Ainsi que le cannetage est la préparation de la trame, l’ourdissage est la préparation de la chaîne : il a pour objet de juxtaposer, parallèlement et avec une tension uniforme, les fils de même longueur, en nombre déterminé, — musettes de quarante fils, portées de quatre-vingts, etc., — qui composeront la chaîne, en leur gardant leurs places respectives, sans quoi les fils pourraient s’entremêler et le tissage deviendrait impossible. (Comme s’éclaire et s’explique soudain, se dégage dans toute sa force l’expression : ourdir un complot ! ) L’appareil à ourdir se nomme naturellement l’ourdissoir : c’était et c’est généralement encore, dans les petits ateliers, un grand tambour, creux, cylindrique, de deux mètres de haut, dont l’axe doit être parfaitement vertical.

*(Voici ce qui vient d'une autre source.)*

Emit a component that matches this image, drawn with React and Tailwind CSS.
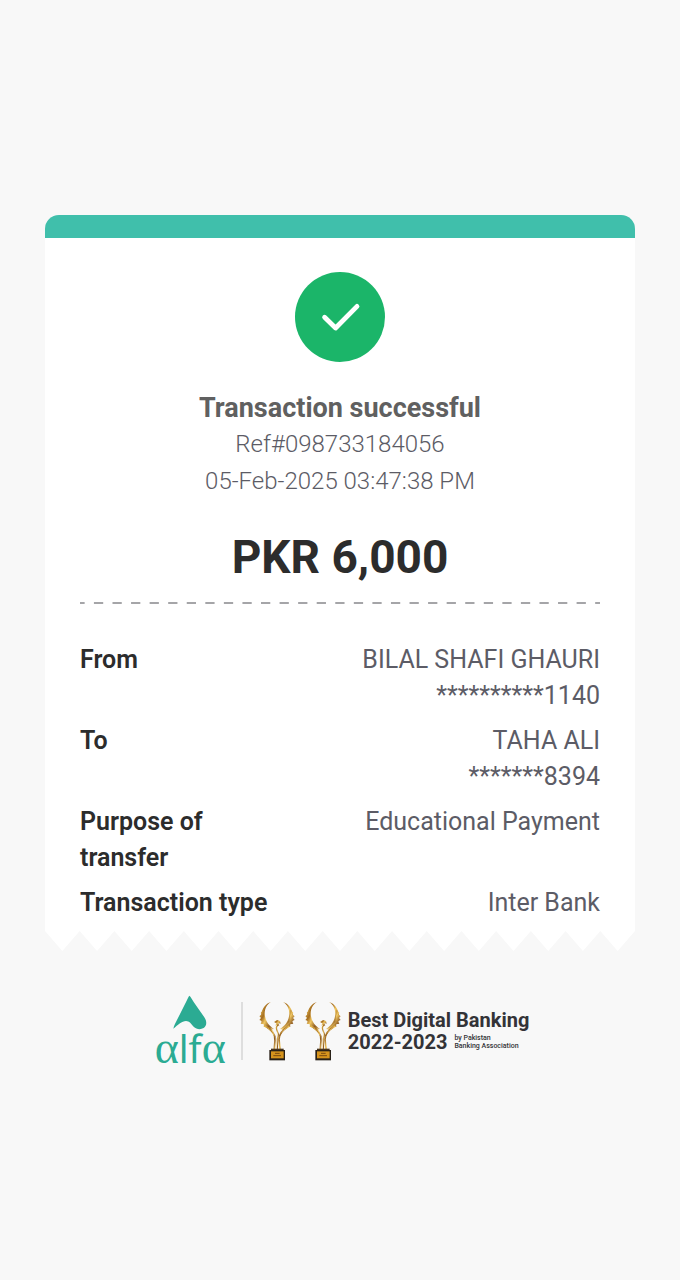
const details = [
  { label: 'From', lines: ['BILAL SHAFI GHAURI', '**********1140'] },
  { label: 'To', lines: ['TAHA ALI', '*******8394'] },
  { label: 'Purpose of transfer', lines: ['Educational Payment'] },
  { label: 'Transaction type', lines: ['Inter Bank'] },
]

const TEETH = 17

function TornEdge() {
  let d = 'M0 0'
  for (let i = 0; i < TEETH; i++) {
    d += ` L${i * 10 + 5} 20 L${i * 10 + 10} 0`
  }
  return (
    <svg className="block h-5 w-full text-white" viewBox={`0 0 ${TEETH * 10} 20`} preserveAspectRatio="none" aria-hidden="true">
      <path d={`${d} Z`} fill="currentColor" />
    </svg>
  )
}

function DashedRule() {
  return (
    <svg className="block h-0.5 w-full" viewBox="0 0 521 2" preserveAspectRatio="none" aria-hidden="true">
      <path d="M0 1H521" stroke="#88888c" strokeWidth="1.4" strokeDasharray="9.3 9.3" strokeDashoffset="4.65" />
    </svg>
  )
}

function SuccessIcon() {
  return (
    <svg className="size-[90px]" viewBox="0 0 90 90" fill="none" role="img" aria-label="Success">
      <circle cx="45" cy="45" r="45" fill="#1bb569" />
      <path d="M29.6 45.2 40.6 56 62 34.4" stroke="#fff" strokeWidth="4.8" strokeLinecap="round" strokeLinejoin="round" />
    </svg>
  )
}

function AlfaLogo() {
  return (
    <div className="flex flex-col items-center text-[#2bab93]" role="img" aria-label="alfa">
      <svg className="h-[35px] w-[34px]" viewBox="0 0 102 105" aria-hidden="true">
        <path
          d="M49 2 C53 5 58 14 62 21 L94 67 C102 79 102 92 92 99 C82 105 70 103 62 95 C55 87 49 78 39 78 C27 78 13 91 1 101 C3 91 8 83 13 73 L41 17 C44 11 46 5 49 2Z"
          fill="currentColor"
        />
      </svg>
      <div className="flex h-9 items-baseline leading-9">
        <span className="font-['Liberation_Serif',serif] text-[46px] leading-9">α</span>
        <span className="font-['Noto_Sans',sans-serif] text-[38px] leading-9">lf</span>
        <span className="font-['Liberation_Serif',serif] text-[46px] leading-9">α</span>
      </div>
    </div>
  )
}

function Trophy() {
  return (
    <svg className="h-[60px] w-9" viewBox="0 0 108 180" fill="none" aria-hidden="true">
      <defs>
        <linearGradient id="gold" x1="0" y1="0" x2="1" y2="1">
          <stop offset="0" stopColor="#e4b94c" />
          <stop offset="0.3" stopColor="#a56d20" />
          <stop offset="0.5" stopColor="#f0c762" />
          <stop offset="0.75" stopColor="#8e5b21" />
          <stop offset="1" stopColor="#e3b75c" />
        </linearGradient>
      </defs>
      <g fill="url(#gold)">
        <path d="M36 3 C20 13 15 29 18 46 C21 63 31 75 46 85 C32 82 20 77 12 68 C5 60 4 51 6 43 C9 23 19 8 36 3Z" />
        <path d="M72 3 C88 13 93 29 90 46 C87 63 77 75 62 85 C76 82 88 77 96 68 C103 60 104 51 102 43 C99 23 89 8 72 3Z" />
        <path d="M13 26 L5 36 L9 39 L1 46 L7 50 L1 57 L9 60 L5 68 L15 70 L14 77 L25 79 L26 84 L42 88 L17 62Z" />
        <path d="M95 26 L103 36 L99 39 L107 46 L101 50 L107 57 L99 60 L103 68 L93 70 L94 77 L83 79 L82 84 L66 88 L91 62Z" />
        <path d="M45 63 L54 57 L63 60 L65 68 L58 66 L61 76 L54 71 L49 74 L52 67Z" />
      </g>
      <g stroke="url(#gold)" strokeLinecap="round">
        <path d="M18 76 C38 84 49 98 48 119 L46 143" strokeWidth="5" />
        <path d="M90 76 C75 84 61 95 60 115 L63 143" strokeWidth="5" />
        <path d="M56 73 C43 84 63 91 57 106 C52 119 56 130 55 143" strokeWidth="4" />
        <path d="M28 83 C38 93 40 92 46 104 M79 84 C68 91 66 98 61 106" strokeWidth="3" />
      </g>
      <path d="M36 143 H74 V149 H36Z" fill="#49351e" />
      <path d="M31 147 H78 V178 H31Z" fill="#292118" />
      <path d="M36 151 H74 V172 H36Z" fill="#d6941d" />
      <path d="M48 157 H62 M43 164 H66" stroke="#7b4b10" strokeWidth="3" />
    </svg>
  )
}

export default function App() {
  return (
    <main className="min-h-screen bg-[#f8f8f8] px-[45px] pt-[215px] pb-16 font-[Roboto,'Noto_Sans',sans-serif]">
      <article>
        <div className="h-[23px] rounded-t-[14px] bg-[#40bfab]" />
        <div className="bg-white px-[35px] pt-[34px] pb-[10px]">
          <header className="flex flex-col items-center text-center text-[#5c5c66]">
            <SuccessIcon />
            <h1 className="mt-7 text-[27px] leading-9 font-bold text-[#606060]">Transaction successful</h1>
            <p className="text-2xl leading-[37px] font-light">Ref#098733184056</p>
            <p className="text-2xl leading-[37px] font-light">05-Feb-2025 03:47:38 PM</p>
            <p className="mt-8 mb-5 text-[46px] leading-[50px] font-bold text-[#2c2c2c]">PKR 6,000</p>
          </header>
          <DashedRule />
          <dl className="mt-[38px] flex flex-col gap-[9px] text-[25px] leading-9">
            {details.map(({ label, lines }) => (
              <div key={label} className="flex justify-between gap-4">
                <dt className="max-w-48 font-semibold text-[#2c2c2c]">{label}</dt>
                <dd className="text-right text-[#5c5c66]">
                  {lines.map((line) => (
                    <div key={line}>{line}</div>
                  ))}
                </dd>
              </div>
            ))}
          </dl>
        </div>
        <TornEdge />
      </article>

      <footer className="mt-11 flex items-center justify-center pl-1">
        <AlfaLogo />
        <div className="ml-[15px] h-[58px] w-0.5 bg-[#dedede]" />
        <div className="ml-4 flex gap-[10px]">
          <Trophy />
          <Trophy />
        </div>
        <div className="ml-[7px] text-[20px] leading-[22px] font-bold text-[#333337]">
          <p>Best Digital Banking</p>
          <div className="flex items-center gap-[7px]">
            <span>2022-2023</span>
            <span className="text-[7px] leading-2 font-medium">
              by Pakistan
              <br />
              Banking Association
            </span>
          </div>
        </div>
      </footer>
    </main>
  )
}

L’ouvrière donne à l’ourdissoir un mouvement de rotation au moyen d’une manivelle. Elle enroule d’abord la première musette du haut en bas sur le tambour, puis elle juxtapose une seconde musette en remontant de bas en haut et continue ainsi jusqu’à ce que le nombre voulu de musettes ou de portées ait été mis sur l’ourdissoir… Il est essentiel, dans l’ourdissoir, de conserver à chaque fit son rang déterminé ; les fils doivent être assez distincts les uns des autres pour qu’on puisse retrouver la véritable place des fils qui se cassent. Lorsque l’ourdissoir a reçu un nombre suffisant de musettes, l’ouvrière lève la chaîne et l’enroule autour d’une cheville en un peloton très serré[1]. » A l’usine D…, on se sert de préférence d’un modèle plus récent, où le tambour est horizontal, peut tourner autour de son axe et progresser en même temps suivant une direction parallèle à cet axe. « Avec ce modèle perfectionné, la juxtaposition exacte de chaque musette est assurée par le passage des fils au travers des dents d’un peigne qui règle la largeur d’enroulement. Les dimensions du tambour sont telles que la chaîne se trouve répartie

  1. Léo Vignon, ouvrage cité, p. 288-289.